**GIVEN DATA**:
════════════════
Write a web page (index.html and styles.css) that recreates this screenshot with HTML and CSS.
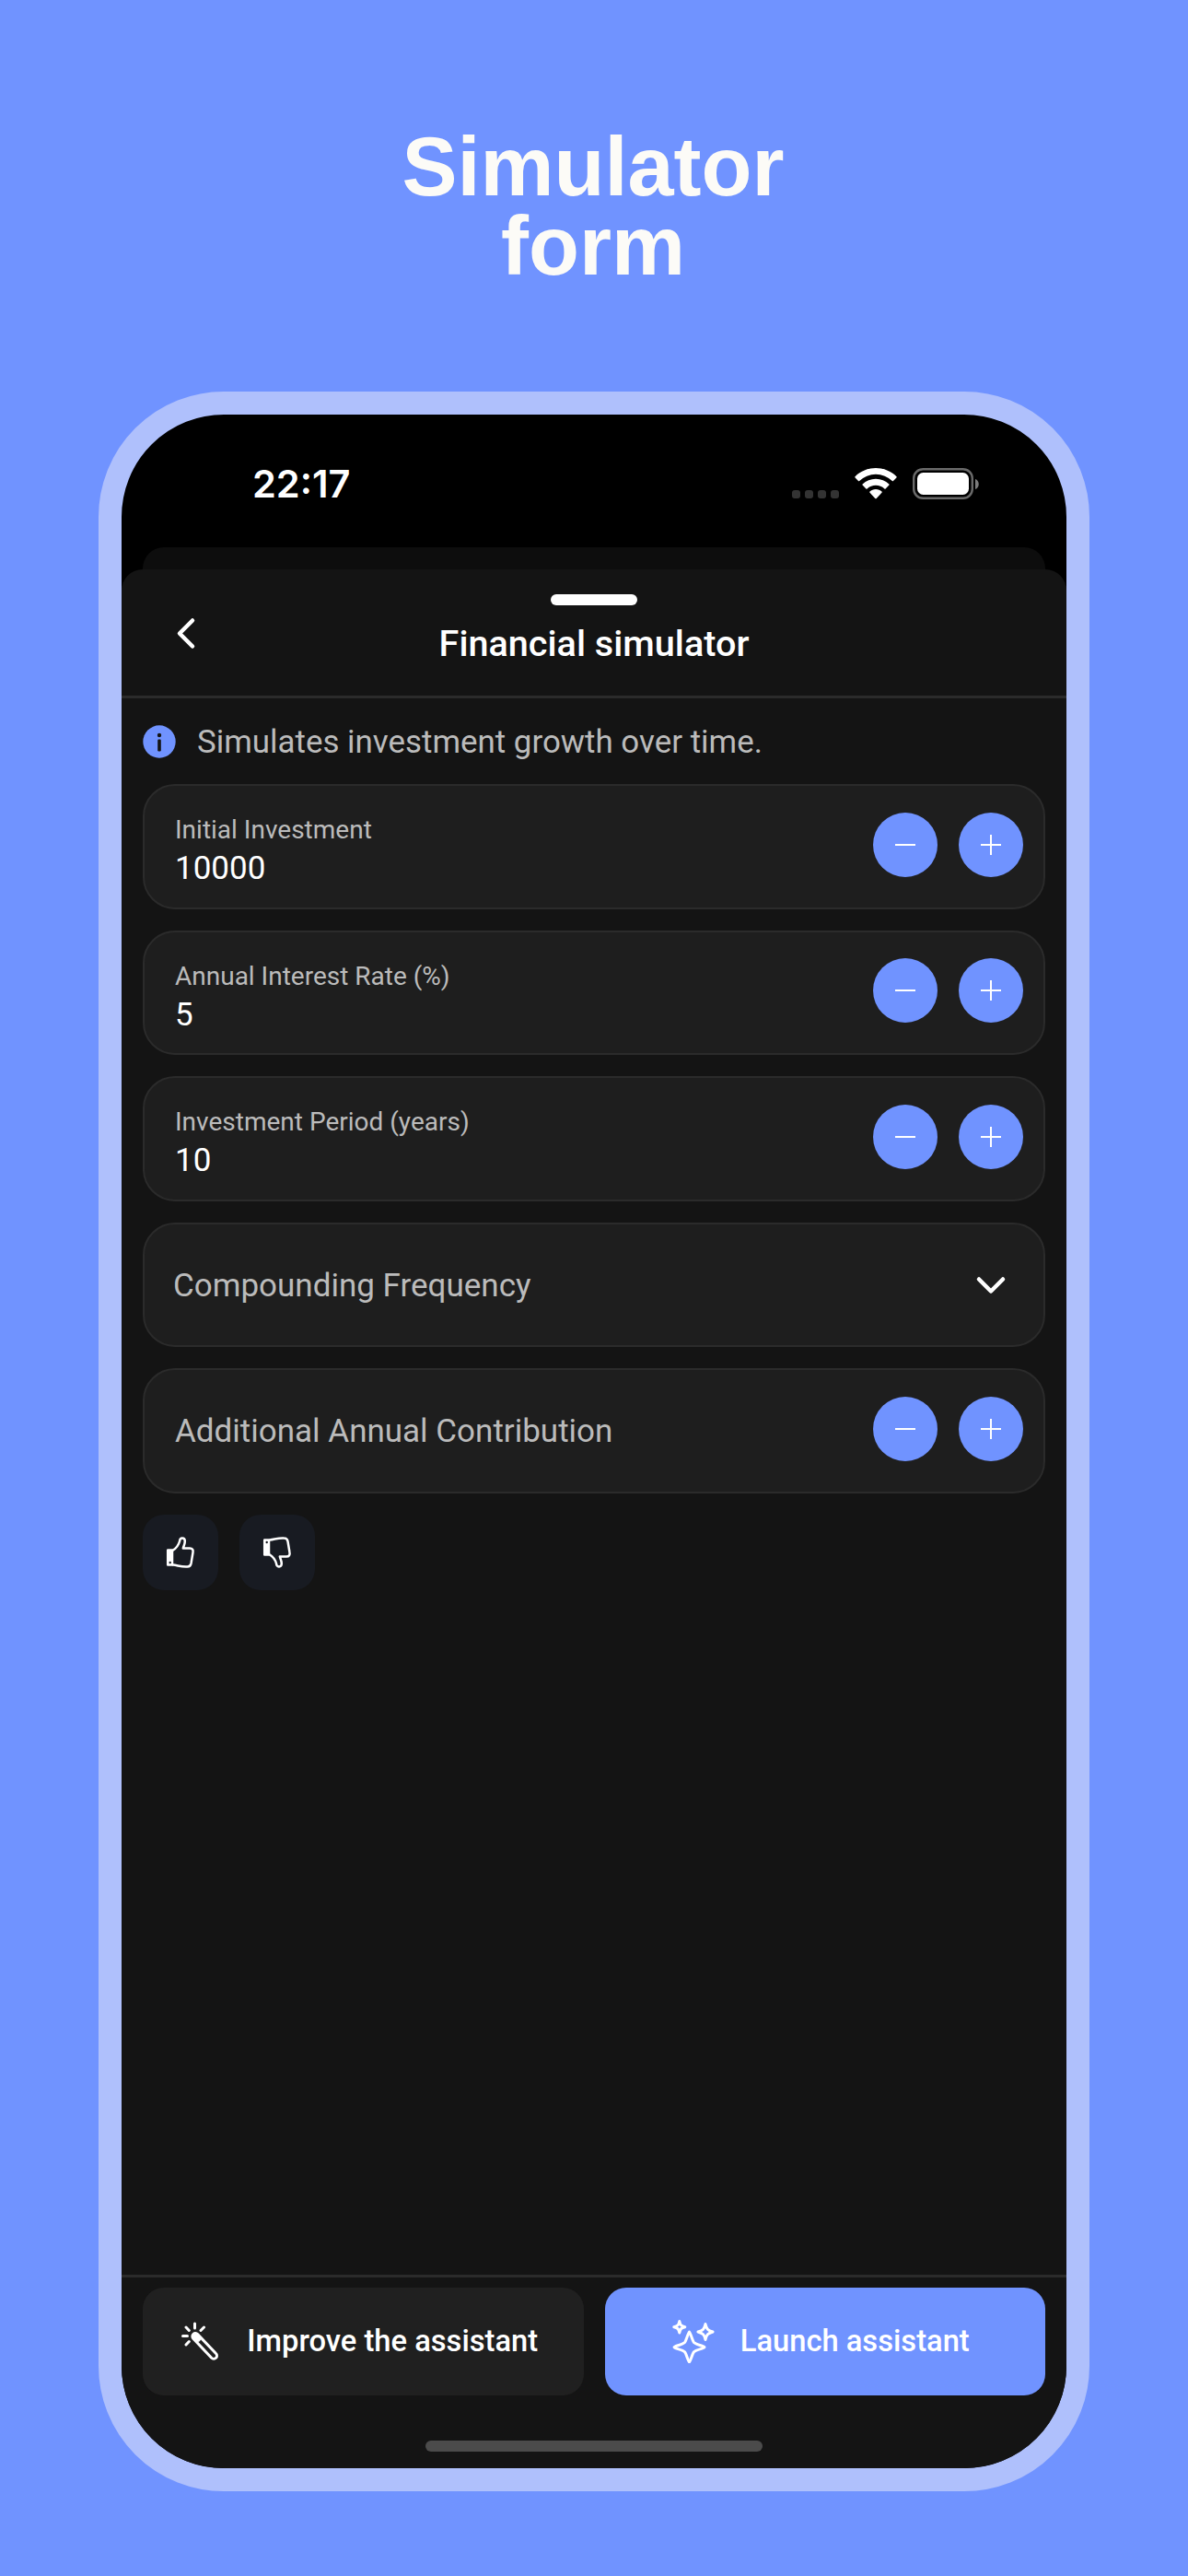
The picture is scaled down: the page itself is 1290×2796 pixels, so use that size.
FILE: index.html
```html
<!DOCTYPE html>
<html lang="en">
<head>
    <meta charset="UTF-8">
    <title>Financial simulator</title>
    <link rel="stylesheet" href="styles.css">
</head>
<body>
    <h1>Simulator<br>form</h1>
    <div class="phone">
        <div class="status-bar">
            <span class="time">22:17</span>
            <div class="status-icons">
                <div class="dots"><i></i><i></i><i></i><i></i></div>
                <svg class="wifi" width="46" height="34" viewBox="0 0 46 34">
                    <path d="M23 0C31.500 0 39.500 3.300 45.500 9.200Q46 9.800 45.400 10.400L42 14Q41.400 14.600 40.800 14A25.500 25.500 0 0 0 5.200 14Q4.600 14.600 4 14L.6 10.400Q0 9.800.5 9.200C6.500 3.300 14.500 0 23 0Z"/>
                    <path d="M23 11.700C28.500 11.700 33.500 13.800 37.400 17.400Q38 18 37.400 18.600L33.600 22.400Q33 23 32.400 22.400A13.900 13.900 0 0 0 13.600 22.400Q13 23 12.400 22.400L8.600 18.600Q8 18 8.600 17.400C12.500 13.800 17.500 11.700 23 11.700Z"/>
                    <path d="M23 23C25.600 23 27.800 24 29.500 25.600Q30 26.200 29.500 26.800L23.700 32.900Q23 33.500 22.300 32.900L16.500 26.800Q16 26.200 16.500 25.600C18.200 24 20.400 23 23 23Z"/>
                </svg>
                <svg class="battery" width="73" height="34" viewBox="0 0 73 34">
                    <rect x="1.200" y="1.200" width="63.600" height="31.600" rx="10" fill="none" stroke="#6a6a6a" stroke-width="2.400"/>
                    <rect x="5" y="5" width="56" height="24" rx="6.500" fill="#fff"/>
                    <path d="M68 12C73 13.500 73 21.500 68 23Z" fill="#7c7c7c"/>
                </svg>
            </div>
        </div>
        <div class="back-sheet"></div>
        <div class="sheet">
            <div class="sheet-header">
                <svg class="back" width="24" height="36" viewBox="0 0 24 36"><path d="M20 4.500L6 18.500L20 32.500"/></svg>
                <div class="header-middle">
                    <div class="grabber"></div>
                    <h2>Financial simulator</h2>
                </div>
            </div>

            <div class="content">
                <div class="info">
                    <svg width="36" height="36" viewBox="0 0 36 36">
                        <circle cx="18" cy="18" r="17.700" fill="#7093ff"/>
                        <circle cx="18" cy="11" r="2.200" fill="#141414"/>
                        <rect x="16.200" y="15.500" width="3.600" height="13" rx="1.200" fill="#141414"/>
                    </svg>
                    <span>Simulates investment growth over time.</span>
                </div>

                <div class="field">
                    <div class="field-text"><label>Initial Investment</label><b>10000</b></div>
                    <button class="step minus"></button>
                    <button class="step plus"></button>
                </div>
                <div class="field">
                    <div class="field-text"><label>Annual Interest Rate (%)</label><b>5</b></div>
                    <button class="step minus"></button>
                    <button class="step plus"></button>
                </div>
                <div class="field">
                    <div class="field-text"><label>Investment Period (years)</label><b>10</b></div>
                    <button class="step minus"></button>
                    <button class="step plus"></button>
                </div>
                <div class="field select">
                    <span class="placeholder">Compounding Frequency</span>
                    <svg width="34" height="22" viewBox="0 0 34 22"><path d="M4 4.500L17 17.500L30 4.500"/></svg>
                </div>
                <div class="field">
                    <span class="placeholder">Additional Annual Contribution</span>
                    <button class="step minus"></button>
                    <button class="step plus"></button>
                </div>

                <div class="votes">
                    <button class="vote">
                        <svg width="32" height="36" viewBox="0 0 32 36">
                            <path d="M2.200 15.500H7V31.500H2.200Z" fill="#fff"/>
                            <circle cx="4.700" cy="29" r="1.200" fill="#181b22" stroke="none"/>
                            <path d="M8 15.500C12 13 14 9.500 15 6C15.300 1.500 20.500 1.500 20.800 5.500C21 8.500 19.500 11 18.800 13.500H26C29 13.500 30 15.500 29.500 18L27.500 30C27 32.500 26 33.500 23.500 33.500C17 34 13 32 8 31.500"/>
                        </svg>
                    </button>
                    <button class="vote down">
                        <svg width="32" height="36" viewBox="0 0 32 36">
                            <g transform="matrix(1 0 0 -1 0 36)">
                                <path d="M2.200 15.500H7V31.500H2.200Z" fill="#fff"/>
                                <circle cx="4.700" cy="29" r="1.200" fill="#181b22" stroke="none"/>
                                <path d="M8 15.500C12 13 14 9.500 15 6C15.300 1.500 20.500 1.500 20.800 5.500C21 8.500 19.500 11 18.800 13.500H26C29 13.500 30 15.500 29.500 18L27.500 30C27 32.500 26 33.500 23.500 33.500C17 34 13 32 8 31.500"/>
                            </g>
                        </svg>
                    </button>
                </div>
            </div>

            <div class="footer">
                <button class="action">
                    <svg class="wand" width="40" height="42" viewBox="0 0 40 42">
                        <path d="M14.500 2V7M5 6L8.300 9.500M24.500 6L21 9.500M1.500 15.500H6.500M5 25L8.300 21.500"/>
                        <path d="M12.800 18.200A3.300 3.300 0 0 1 17.600 13.600L37.500 34.500A3.300 3.300 0 0 1 32.700 39.300Z"/>
                        <path d="M15.200 15.800L18 18.800" stroke-width="6"/>
                    </svg>
                    <span>Improve the assistant</span>
                </button>
                <button class="action launch">
                    <svg class="sparkles" width="48" height="48" viewBox="0 0 48 48">
                        <path d="M19.500 14C18.500 14 16.500 23 14.500 25.500C12 28 3 29.500 3 30.700C3 32 12 33.300 14.500 35.800C16.500 38.300 18.500 47 19.500 47C20.500 47 22.500 38.300 24.500 35.800C27 33.300 36 32 36 30.700C36 29.500 27 28 24.500 25.500C22.500 23 20.500 14 19.500 14Z"/>
                        <path d="M37 5.500C38.300 11 39.500 12.300 45 14C39.500 15.700 38.300 17 37 22.500C35.700 17 34.500 15.700 29 14C34.500 12.300 35.700 11 37 5.500Z"/>
                        <path d="M8.800 2.500C9.800 6.800 10.500 7.500 14.800 8.700C10.500 9.900 9.800 10.600 8.800 15C7.800 10.600 7.100 9.900 2.800 8.700C7.100 7.500 7.800 6.800 8.800 2.500Z"/>
                    </svg>
                    <span>Launch assistant</span>
                </button>
            </div>
            <div class="home-indicator"></div>
        </div>
    </div>
</body>
</html>
```
FILE: styles.css
```css
* { box-sizing: border-box; }
body { margin: 0; height: 2796px; background: #7093ff; font-family: Roboto, sans-serif; color: #fff; overflow: hidden; }
h1 { margin: 0; padding: 138px 2px 0 0; height: 425px; font: bold 90px/86px "Liberation Sans", Arial, sans-serif; color: #fcfbf7; text-align: center; }
button { border: none; padding: 0; margin: 0; font-family: inherit; color: #fff; }
svg { display: block; flex: none; fill: none; stroke-linecap: round; stroke-linejoin: round; }

.phone { width: 1076px; height: 2279px; margin: 0 auto; border: 25px solid #afc0fc; border-radius: 136px; background: #000; overflow: hidden; display: flex; flex-direction: column; }

.status-bar { height: 144px; padding: 58px 94px 0 142px; display: flex; justify-content: space-between; }
.time { font: 600 41.500px/35px Inter, sans-serif; }
.status-icons { display: flex; height: 34px; }
.dots { display: flex; gap: 5px; padding-top: 24px; margin-right: 17px; }
.dots i { width: 9px; height: 9px; border-radius: 3px; background: #333; }
.wifi { margin-right: 17px; fill: #fff; }

.back-sheet { height: 24px; margin: 0 23px; border-radius: 23px 23px 0 0; background: #0d0d0d; }
.sheet { flex: 1; border-radius: 23px 23px 0 0; background: #141414; display: flex; flex-direction: column; }
.sheet-header { height: 140px; border-bottom: 3px solid #2b2b2b; display: flex; padding: 0 57px; }
.back { margin-top: 51px; stroke: #fff; stroke-width: 4.500; }
.header-middle { flex: 1; margin-right: 24px; padding-top: 27px; display: flex; flex-direction: column; align-items: center; }
.grabber { width: 94px; height: 12px; border-radius: 6px; background: #fff; }
h2 { margin: 18px 0 0; font-size: 39.600px; line-height: 48px; font-weight: 500; }

.content { flex: 1; padding: 29px 23px 0; display: flex; flex-direction: column; }
.info { display: flex; align-items: center; gap: 23px; height: 36px; margin-bottom: 28px; font-size: 34.900px; color: #bbb; }
.field { height: 135.500px; flex: none; margin-bottom: 23px; padding: 0 22px 4px 33px; border: 2px solid #2b2b2b; border-radius: 35px; background: #1e1e1e; display: flex; align-items: center; gap: 23px; }
.field-text, .placeholder { flex: 1; }
.field-text { display: flex; flex-direction: column; padding-top: 15px; }
.field-text label { font-size: 28px; line-height: 38px; color: #bbb; }
.field-text b { font-size: 35px; line-height: 46px; font-weight: 400; }
.placeholder { font-size: 35px; color: #bbb; padding-top: 6px; }
.select { padding-left: 31px; padding-right: 40px; }
.select svg { stroke: #fff; stroke-width: 4.500; margin-top: 5px; }

.step { width: 70px; height: 70px; border-radius: 50%; background: #7093ff; display: flex; align-items: center; justify-content: center; }
.step::before { content: ""; width: 22px; height: 22px; background: linear-gradient(#fff, #fff) center / 22px 2px no-repeat; }
.plus::before { background: linear-gradient(#fff, #fff) center / 22px 2px no-repeat, linear-gradient(#fff, #fff) center / 2px 22px no-repeat; }

.votes { display: flex; gap: 23px; }
.vote { width: 82px; height: 82px; border-radius: 23px; background: #181b22; display: flex; align-items: center; justify-content: center; }
.vote svg { stroke: #fff; stroke-width: 2.500; }

.footer { border-top: 3px solid #2b2b2b; padding: 11px 23px 0; display: flex; gap: 23px; }
.action { flex: 1; height: 117px; padding: 0 7px 2px 0; border-radius: 23px; background: #202020; display: flex; align-items: center; justify-content: center; gap: 31px; font-size: 32.700px; font-weight: 500; }
.action svg { stroke: #fff; stroke-width: 3; }
.launch { background: #7093ff; gap: 27px; }
.launch span { margin-right: 3px; }
.home-indicator { width: 366px; height: 12px; margin: 49px auto 18px; border-radius: 6px; background: #4b4b4b; }
```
════════════════
**EXERCISE INSTRUCTIONS**: Collect, from the material above, every line containing the word "down".

**ANSWER IN FULL**:
The picture is scaled down: the page itself is 1290×2796 pixels, so use that size.
                    <button class="vote down">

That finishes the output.